This was a beautiful book. I literally read it in one sitting. I bought it a long time ago, but I finally decided to read it today. So, I pulled it out of my bookshelf this afternoon and started reading, and I just couldn't stop. The narrator's voice is a bit like Holden Caulfield, only more innocent, kind, caring, and naïve, and there is a raw, open quality to the story-telling that reminds me of "Go Ask Alice", only the story is lighter and less downward-spirally. Charlie's transformation from the shy loner into the sweet and accepted wallflower is simply a gorgeous journey that I loved experiencing with him.
Furthermore, the complex relationships between the characters in the novel are fascinating. I love the interpersonal dynamics between Charlie and Sam, Sam and Patrick, Patrick and Brad, Patrick and Charlie, Charlie and Mary Elizabeth, Mary Elizabeth and Sam.... Not to mention the familial relationships between Charlie and each member of his family, even the ones that don't play huge parts in the novel, such as his grandfather.

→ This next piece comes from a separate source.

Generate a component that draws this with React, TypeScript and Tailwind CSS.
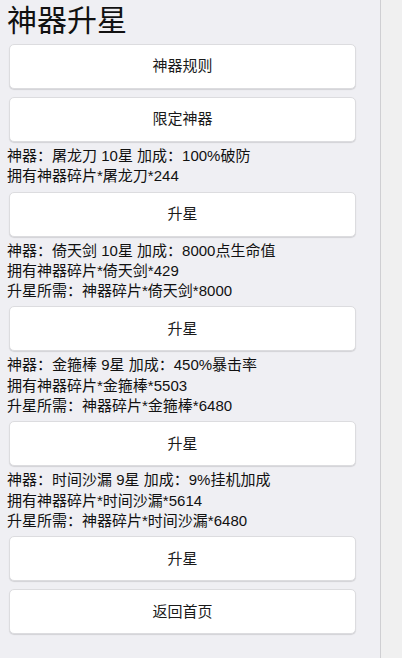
import React from 'react';

type Artifact = {
  name: string;
  star: number;
  bonus: string;
  owned: number;
  need?: number;
};

const artifacts: Artifact[] = [
  { name: '屠龙刀', star: 10, bonus: '100%破防', owned: 244 },
  { name: '倚天剑', star: 10, bonus: '8000点生命值', owned: 429, need: 8000 },
  { name: '金箍棒', star: 9, bonus: '450%暴击率', owned: 5503, need: 6480 },
  { name: '时间沙漏', star: 9, bonus: '9%挂机加成', owned: 5614, need: 6480 },
];

const Btn = ({ label }: { label: string }) => (
  <button className="ml-[2px] w-[347px] h-[45px] bg-white rounded-[5px] border border-[#dcdcdf] shadow-[0_1px_1px_rgba(0,0,0,0.12)] text-[15px] text-[#1a1a1a] flex items-center justify-center">
    {label}
  </button>
);

export default function App() {
  return (
    <div
      className="w-[402px] h-[658px] flex bg-[#f0f0f0] overflow-hidden"
      style={{ fontFamily: '"Liberation Sans", "Noto Sans CJK SC", sans-serif' }}
    >
      <div className="w-[381px] h-full bg-[#efeff3] border-r border-[#cfcfd2] pl-[7px] pt-[3px]">
        <h1 className="text-[30px] leading-[36px] text-[#111] font-normal">神器升星</h1>
        <div className="mt-[5px] flex flex-col gap-[8px]">
          <Btn label="神器规则" />
          <Btn label="限定神器" />
        </div>
        {artifacts.map((a) => (
          <div key={a.name}>
            <div className="pt-[4px] pb-[5px] text-[15px] leading-[20.3px] text-[#111]">
              <div>
                神器：{a.name} {a.star}星 加成：{a.bonus}
              </div>
              <div>
                拥有神器碎片*{a.name}*{a.owned}
              </div>
              {a.need !== undefined && (
                <div>
                  升星所需：神器碎片*{a.name}*{a.need}
                </div>
              )}
            </div>
            <Btn label="升星" />
          </div>
        ))}
        <div className="mt-[8px]">
          <Btn label="返回首页" />
        </div>
      </div>
    </div>
  );
}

Finally, the shocking revelation behind Charlie's relationship with his Aunt Helen... well, that adds a whole different level to the story that takes it above and beyond a simple coming-of-age story.
It is definitely a story worth adding to my 'favorites' shelf.
This is a story of dysfunctional lives, dysfunctional families and coping with high school. Charlie is a gifted kid with issues and a good heart. He is an endearing character learning to be himself. He writes anonymous letters to an anonymous friend so the entire book is from that perspective. However, I read this because of recommendations to me and it is really not my cup of tea. Reading, for me, usually means an escape from the real world, not seeking out dysfunctional characters in fiction. I think there may be some lessons for teens but too much political correctness and too many issues for the sake of issues for my taste.
An outstanding and poignant novel.
Not at all what I had expected it was going to be. This is decidedly not a young adult novel, do not go into it thinking this way. There are very adult things happening in this book. If your teenager wants to read the book, you need to read this first and discuss it with them after.
This book is, at times, a heart wrenching novel. I found myself wanting to cry in several parts of the book.
It is true, this is a coming of age novel. It will also open your eyes if you are a disillusioned non-participating parent.
Very interesting book of a teenage boy's struggles in dealing with life. Written as a series of letters. Worth reading.
The author describes a year in Charlie's life through letters that he writes to an unknown person. It's delightfully well done. Charlie is bright and articulate, a high school freshman with the emotions of his age and an understanding that reflects his age level. Like so many others, I did enjoy this read. However, as I lay the book aside, I asked myself how any one boy could experience all the events that are chronicled in the letters within a year.